The Republican caucus is split between the populist mandate and the donor reality. Collins represents the latter. Her hesitation to move quickly suggests that the compromise terms are still unfavorable to the business interests she protects. The administration’s deportation machine requires funding, and that funding must pass through a committee structure where Collins and her allies maintain significant influence. The tactical limits she seeks are likely tied to ‘Safe Zone’ designations for essential industries. Without these, the cost of capital for firms in high-exposure sectors will continue to climb as lenders price in the risk of sudden labor voids.
Institutional investors are moving toward defensive positions in the REIT sector. The logic is simple.

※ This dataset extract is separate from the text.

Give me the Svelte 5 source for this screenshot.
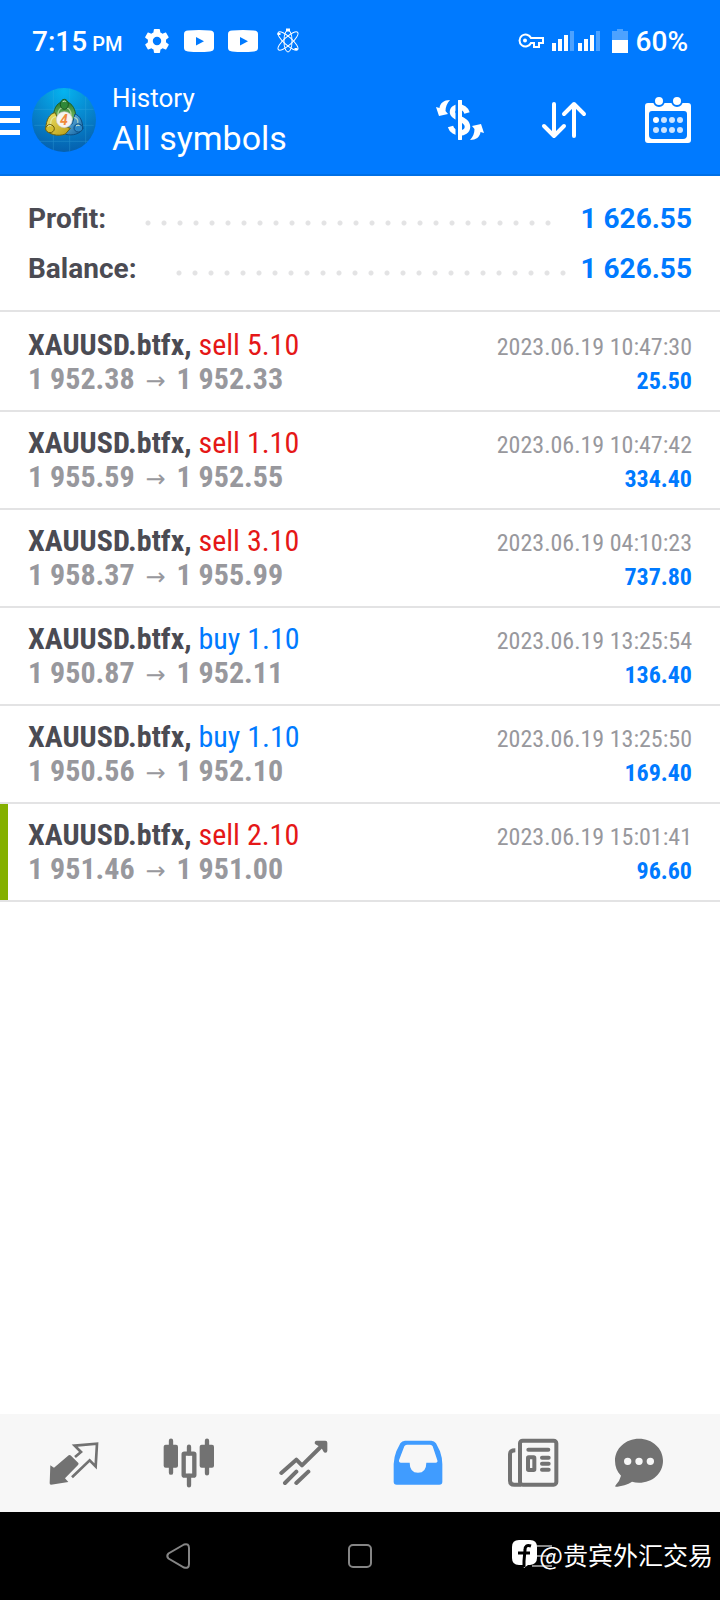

If the workforce that builds and maintains these assets is removed without a viable replacement strategy, the valuation models for future developments are invalid. The Securities and Exchange Commission has already seen a flurry of 8-K filings citing ‘regulatory and labor uncertainty’ as a primary risk factor for the upcoming quarter. This is no longer a political debate. It is a structural recalibration of the American labor market.
The next data point to watch is the February 6 release of the Non-Farm Payrolls report. This will provide the first hard evidence of whether the deportation campaign is causing a measurable contraction in the active labor force. If the numbers show a significant dip in participation rates within the construction sector, the pressure on Susan Collins to finalize her compromise will reach a breaking point.